The difference between a failed rollout and a successful one rarely comes down to the technology. It comes down to the method. A well-implemented QR code menu becomes a daily working tool that streamlines service, cuts your printing costs and gives you complete flexibility over your menu.

But only if you tackle each step in the right order.

Step 1: Prepare your digital menu before generating a single QR code

Before thinking about the physical display, start with the content. Your digital menu is the first thing a customer will see after scanning. If they land on a confusing, slow or poorly organised page, you've already lost them.

Structure your sections clearly

Take your current menu structure and ask yourself whether it works on a smartphone screen. The rules are different from print:

  • Limit the navigation depth.
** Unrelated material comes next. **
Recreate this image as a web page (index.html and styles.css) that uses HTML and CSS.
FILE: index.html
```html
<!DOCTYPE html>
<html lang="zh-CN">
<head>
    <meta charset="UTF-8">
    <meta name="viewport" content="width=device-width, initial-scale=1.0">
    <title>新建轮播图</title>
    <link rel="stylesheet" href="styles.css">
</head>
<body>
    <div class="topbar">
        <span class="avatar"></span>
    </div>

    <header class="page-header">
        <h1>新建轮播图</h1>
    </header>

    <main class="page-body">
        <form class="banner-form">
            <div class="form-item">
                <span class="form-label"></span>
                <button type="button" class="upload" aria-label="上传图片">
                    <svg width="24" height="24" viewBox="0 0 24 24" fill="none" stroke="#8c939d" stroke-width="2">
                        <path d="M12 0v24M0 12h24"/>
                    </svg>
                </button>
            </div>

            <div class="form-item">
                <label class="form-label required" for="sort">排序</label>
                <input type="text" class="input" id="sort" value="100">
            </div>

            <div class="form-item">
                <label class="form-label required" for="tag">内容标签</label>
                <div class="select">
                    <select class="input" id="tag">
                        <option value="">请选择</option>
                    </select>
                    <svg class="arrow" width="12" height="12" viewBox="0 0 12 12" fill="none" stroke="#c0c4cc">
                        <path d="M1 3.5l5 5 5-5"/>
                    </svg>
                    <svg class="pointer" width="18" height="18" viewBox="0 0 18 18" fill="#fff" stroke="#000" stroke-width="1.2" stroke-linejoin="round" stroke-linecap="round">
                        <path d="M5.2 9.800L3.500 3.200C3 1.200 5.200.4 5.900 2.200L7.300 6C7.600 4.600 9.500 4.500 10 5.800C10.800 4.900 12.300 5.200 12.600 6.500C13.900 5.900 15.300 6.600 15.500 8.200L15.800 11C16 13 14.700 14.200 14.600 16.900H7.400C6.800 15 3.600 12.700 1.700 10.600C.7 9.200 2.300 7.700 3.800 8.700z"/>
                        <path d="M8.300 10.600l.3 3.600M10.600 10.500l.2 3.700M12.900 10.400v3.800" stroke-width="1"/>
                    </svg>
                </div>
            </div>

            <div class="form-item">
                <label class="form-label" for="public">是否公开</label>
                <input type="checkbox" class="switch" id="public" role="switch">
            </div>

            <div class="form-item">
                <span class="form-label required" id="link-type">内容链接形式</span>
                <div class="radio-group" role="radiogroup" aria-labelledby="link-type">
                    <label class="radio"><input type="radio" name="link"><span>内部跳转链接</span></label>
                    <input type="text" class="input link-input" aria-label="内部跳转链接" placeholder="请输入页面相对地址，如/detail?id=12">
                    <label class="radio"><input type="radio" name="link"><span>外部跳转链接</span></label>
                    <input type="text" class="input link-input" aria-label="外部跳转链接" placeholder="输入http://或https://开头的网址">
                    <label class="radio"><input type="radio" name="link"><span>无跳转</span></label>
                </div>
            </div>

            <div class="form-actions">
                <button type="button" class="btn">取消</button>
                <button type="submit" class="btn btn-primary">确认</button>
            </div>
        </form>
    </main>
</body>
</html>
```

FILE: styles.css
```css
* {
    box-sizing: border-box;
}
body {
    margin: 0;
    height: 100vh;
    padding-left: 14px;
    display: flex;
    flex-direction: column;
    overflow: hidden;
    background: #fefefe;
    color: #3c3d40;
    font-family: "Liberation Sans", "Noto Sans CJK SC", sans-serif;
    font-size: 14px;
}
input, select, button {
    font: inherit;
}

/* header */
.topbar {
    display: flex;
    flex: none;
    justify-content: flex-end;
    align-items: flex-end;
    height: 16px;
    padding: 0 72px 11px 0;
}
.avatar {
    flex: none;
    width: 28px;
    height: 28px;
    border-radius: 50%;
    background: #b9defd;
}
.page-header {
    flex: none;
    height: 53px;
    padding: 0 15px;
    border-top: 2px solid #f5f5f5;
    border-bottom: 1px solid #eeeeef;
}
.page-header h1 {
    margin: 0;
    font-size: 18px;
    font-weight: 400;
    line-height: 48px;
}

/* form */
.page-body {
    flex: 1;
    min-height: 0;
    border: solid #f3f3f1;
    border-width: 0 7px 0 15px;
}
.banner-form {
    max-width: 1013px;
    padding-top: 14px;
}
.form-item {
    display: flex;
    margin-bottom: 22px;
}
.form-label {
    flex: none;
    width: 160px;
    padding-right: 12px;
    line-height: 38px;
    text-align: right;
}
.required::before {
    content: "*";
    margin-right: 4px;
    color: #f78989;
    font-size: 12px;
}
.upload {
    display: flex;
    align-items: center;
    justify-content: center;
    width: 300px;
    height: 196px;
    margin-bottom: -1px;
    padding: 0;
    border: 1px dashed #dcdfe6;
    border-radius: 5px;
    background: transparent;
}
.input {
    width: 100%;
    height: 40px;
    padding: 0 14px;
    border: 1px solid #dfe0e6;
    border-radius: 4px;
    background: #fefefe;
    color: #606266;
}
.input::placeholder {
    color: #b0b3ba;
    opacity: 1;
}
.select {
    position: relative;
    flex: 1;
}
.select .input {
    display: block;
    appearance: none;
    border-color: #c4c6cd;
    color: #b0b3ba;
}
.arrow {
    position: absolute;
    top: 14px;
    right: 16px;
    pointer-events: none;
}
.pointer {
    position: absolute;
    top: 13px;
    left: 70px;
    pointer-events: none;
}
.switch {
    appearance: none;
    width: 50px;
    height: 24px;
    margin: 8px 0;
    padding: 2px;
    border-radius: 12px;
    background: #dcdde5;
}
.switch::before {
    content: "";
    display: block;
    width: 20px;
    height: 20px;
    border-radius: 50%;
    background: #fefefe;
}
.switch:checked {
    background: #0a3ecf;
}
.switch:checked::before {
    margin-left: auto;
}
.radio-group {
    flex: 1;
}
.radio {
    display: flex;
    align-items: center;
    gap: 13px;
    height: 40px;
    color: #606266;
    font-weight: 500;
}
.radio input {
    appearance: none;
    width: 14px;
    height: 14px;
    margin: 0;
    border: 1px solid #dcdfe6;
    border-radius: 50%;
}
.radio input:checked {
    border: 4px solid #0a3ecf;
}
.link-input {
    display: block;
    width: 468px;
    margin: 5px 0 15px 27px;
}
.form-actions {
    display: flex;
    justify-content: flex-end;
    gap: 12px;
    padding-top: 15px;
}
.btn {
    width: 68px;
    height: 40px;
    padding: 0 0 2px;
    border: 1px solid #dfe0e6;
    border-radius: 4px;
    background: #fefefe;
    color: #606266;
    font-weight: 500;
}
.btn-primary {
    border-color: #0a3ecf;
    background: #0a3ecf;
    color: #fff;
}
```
The customer should be able to reach any dish in two taps at most — category, then dish.
  • Name your categories clearly. "The Chef's Creations" looks lovely on a printed menu, but "Main Courses" or "Today's Specials" will be far more effective on mobile.
  • Arrange categories in the natural ordering sequence: starters, mains, desserts, drinks. Avoid unusual structures that disorient customers.
  • Clearly separate lunch set menus from the evening à la carte if both are available. A customer scanning your QR code at 12:15 doesn't want to scroll through your evening tasting menu.

For a deeper dive into visual structuring principles, see our article on digital menu design best practices.

Write descriptions that make mouths water

On a screen, each dish description plays an even bigger role than it does on paper. The customer doesn't have the ambiance of your dining room or a server beside them to describe the dish. A few principles:

  • One to two lines maximum per dish. Get to the point: key ingredients, cooking method, provenance if it's a selling point (locally sourced, catch of the day).
  • Use concrete sensory words. "Crispy", "melt-in-the-mouth", "smoked" work far better than "delicious" or "tasty", which say nothing at all.
  • Display allergens clearly. It's a legal requirement, but it's also a service that customers genuinely appreciate. Digital makes allergen management vastly easier — you can filter by allergen and update instantly. For a full overview of your obligations, refer to our complete guide to restaurant allergen compliance.

Adding photos — or not

This question comes up every time. Should you photograph every dish? The answer depends on your positioning:

  • Fast casual, street food, world cuisine: photos help the customer visualise what they're ordering, especially if they're discovering unfamiliar dishes. They reduce the number of questions on the floor.
  • Bistronomy, fine dining: restraint often works better. A mediocre photo undermines your image. If you don't have professional photography, it's better to leave it out and let the description do the heavy lifting.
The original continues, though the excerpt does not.